Dataset extract =
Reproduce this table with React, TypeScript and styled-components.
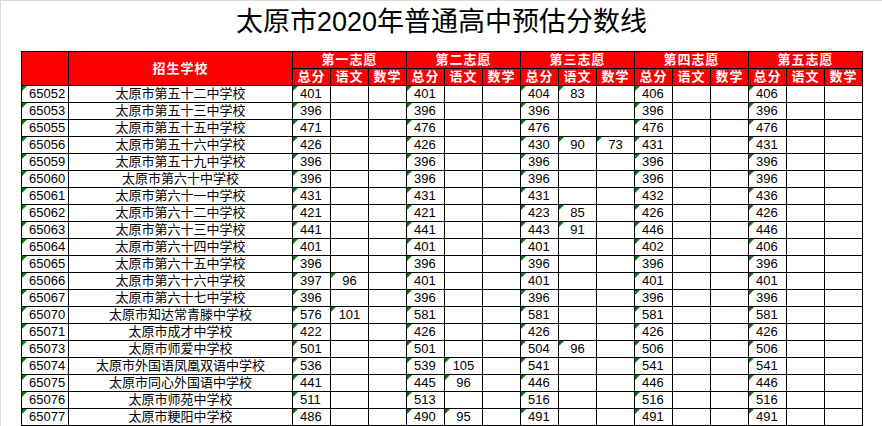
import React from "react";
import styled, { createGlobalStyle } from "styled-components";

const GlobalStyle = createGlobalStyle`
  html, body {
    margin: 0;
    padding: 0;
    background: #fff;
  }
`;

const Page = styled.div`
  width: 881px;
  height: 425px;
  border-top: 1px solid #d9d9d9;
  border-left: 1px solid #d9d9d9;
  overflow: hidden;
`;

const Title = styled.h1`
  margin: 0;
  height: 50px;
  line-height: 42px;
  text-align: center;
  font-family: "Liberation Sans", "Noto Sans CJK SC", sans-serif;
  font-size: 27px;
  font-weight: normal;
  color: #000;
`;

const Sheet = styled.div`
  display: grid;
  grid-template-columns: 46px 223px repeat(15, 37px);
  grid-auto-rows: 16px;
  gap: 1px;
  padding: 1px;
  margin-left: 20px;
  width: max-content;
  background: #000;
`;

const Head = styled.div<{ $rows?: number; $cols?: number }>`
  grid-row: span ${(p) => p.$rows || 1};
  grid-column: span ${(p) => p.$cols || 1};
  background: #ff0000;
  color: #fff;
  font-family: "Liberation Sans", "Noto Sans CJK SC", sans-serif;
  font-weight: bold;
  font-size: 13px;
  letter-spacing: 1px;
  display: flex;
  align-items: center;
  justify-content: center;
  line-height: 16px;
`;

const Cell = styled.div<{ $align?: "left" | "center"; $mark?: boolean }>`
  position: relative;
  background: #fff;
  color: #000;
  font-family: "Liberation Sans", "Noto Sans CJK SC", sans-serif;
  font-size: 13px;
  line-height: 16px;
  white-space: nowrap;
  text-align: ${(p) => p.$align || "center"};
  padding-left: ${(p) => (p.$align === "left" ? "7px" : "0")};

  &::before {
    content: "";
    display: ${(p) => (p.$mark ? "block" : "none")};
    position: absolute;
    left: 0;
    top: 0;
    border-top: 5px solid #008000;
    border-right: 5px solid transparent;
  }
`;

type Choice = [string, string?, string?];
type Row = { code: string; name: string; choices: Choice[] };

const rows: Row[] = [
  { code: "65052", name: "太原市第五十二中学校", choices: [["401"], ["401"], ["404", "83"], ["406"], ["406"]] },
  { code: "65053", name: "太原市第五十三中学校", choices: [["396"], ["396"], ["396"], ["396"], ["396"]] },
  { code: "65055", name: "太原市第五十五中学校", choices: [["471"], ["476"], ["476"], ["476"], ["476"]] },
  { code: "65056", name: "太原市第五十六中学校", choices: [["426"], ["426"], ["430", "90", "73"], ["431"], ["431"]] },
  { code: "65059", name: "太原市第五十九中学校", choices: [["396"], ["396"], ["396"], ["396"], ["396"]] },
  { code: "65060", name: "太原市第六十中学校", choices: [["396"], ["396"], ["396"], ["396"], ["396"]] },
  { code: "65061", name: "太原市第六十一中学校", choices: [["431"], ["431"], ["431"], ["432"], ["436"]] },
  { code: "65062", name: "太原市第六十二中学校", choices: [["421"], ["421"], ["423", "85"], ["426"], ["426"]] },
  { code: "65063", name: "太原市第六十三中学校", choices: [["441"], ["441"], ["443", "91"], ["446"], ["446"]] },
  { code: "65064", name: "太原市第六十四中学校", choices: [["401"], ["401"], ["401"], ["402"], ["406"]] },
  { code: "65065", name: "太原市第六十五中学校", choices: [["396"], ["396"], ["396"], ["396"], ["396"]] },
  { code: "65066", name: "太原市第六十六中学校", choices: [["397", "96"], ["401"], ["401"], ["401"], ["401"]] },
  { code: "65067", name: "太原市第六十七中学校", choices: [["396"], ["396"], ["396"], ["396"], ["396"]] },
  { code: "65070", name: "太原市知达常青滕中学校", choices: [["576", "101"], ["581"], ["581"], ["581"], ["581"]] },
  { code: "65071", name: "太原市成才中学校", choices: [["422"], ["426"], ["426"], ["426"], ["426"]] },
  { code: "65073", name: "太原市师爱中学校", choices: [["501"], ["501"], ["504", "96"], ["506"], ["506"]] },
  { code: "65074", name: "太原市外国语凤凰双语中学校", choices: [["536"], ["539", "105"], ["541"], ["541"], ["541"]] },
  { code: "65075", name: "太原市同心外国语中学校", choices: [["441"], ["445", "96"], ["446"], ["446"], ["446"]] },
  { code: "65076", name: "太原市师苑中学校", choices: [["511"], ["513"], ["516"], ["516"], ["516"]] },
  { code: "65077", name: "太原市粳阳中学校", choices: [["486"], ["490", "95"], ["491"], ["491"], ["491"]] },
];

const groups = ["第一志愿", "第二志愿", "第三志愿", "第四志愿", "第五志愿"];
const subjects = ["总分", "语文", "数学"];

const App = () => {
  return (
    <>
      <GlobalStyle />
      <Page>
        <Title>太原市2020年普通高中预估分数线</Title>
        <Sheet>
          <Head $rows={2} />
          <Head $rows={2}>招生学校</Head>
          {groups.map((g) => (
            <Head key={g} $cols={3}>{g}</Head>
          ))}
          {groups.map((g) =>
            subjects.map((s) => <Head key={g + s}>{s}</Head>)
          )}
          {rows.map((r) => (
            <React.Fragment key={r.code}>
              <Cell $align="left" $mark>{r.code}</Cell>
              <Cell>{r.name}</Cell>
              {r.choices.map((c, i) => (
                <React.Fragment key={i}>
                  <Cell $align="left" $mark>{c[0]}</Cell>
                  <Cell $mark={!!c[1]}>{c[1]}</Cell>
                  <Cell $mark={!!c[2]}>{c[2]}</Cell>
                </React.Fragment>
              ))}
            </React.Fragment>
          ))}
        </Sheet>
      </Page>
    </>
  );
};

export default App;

Problem description = Wherever a line in the data above holds "components", copy that line.

Answer to this problem =
Reproduce this table with React, TypeScript and styled-components.
import styled, { createGlobalStyle } from "styled-components";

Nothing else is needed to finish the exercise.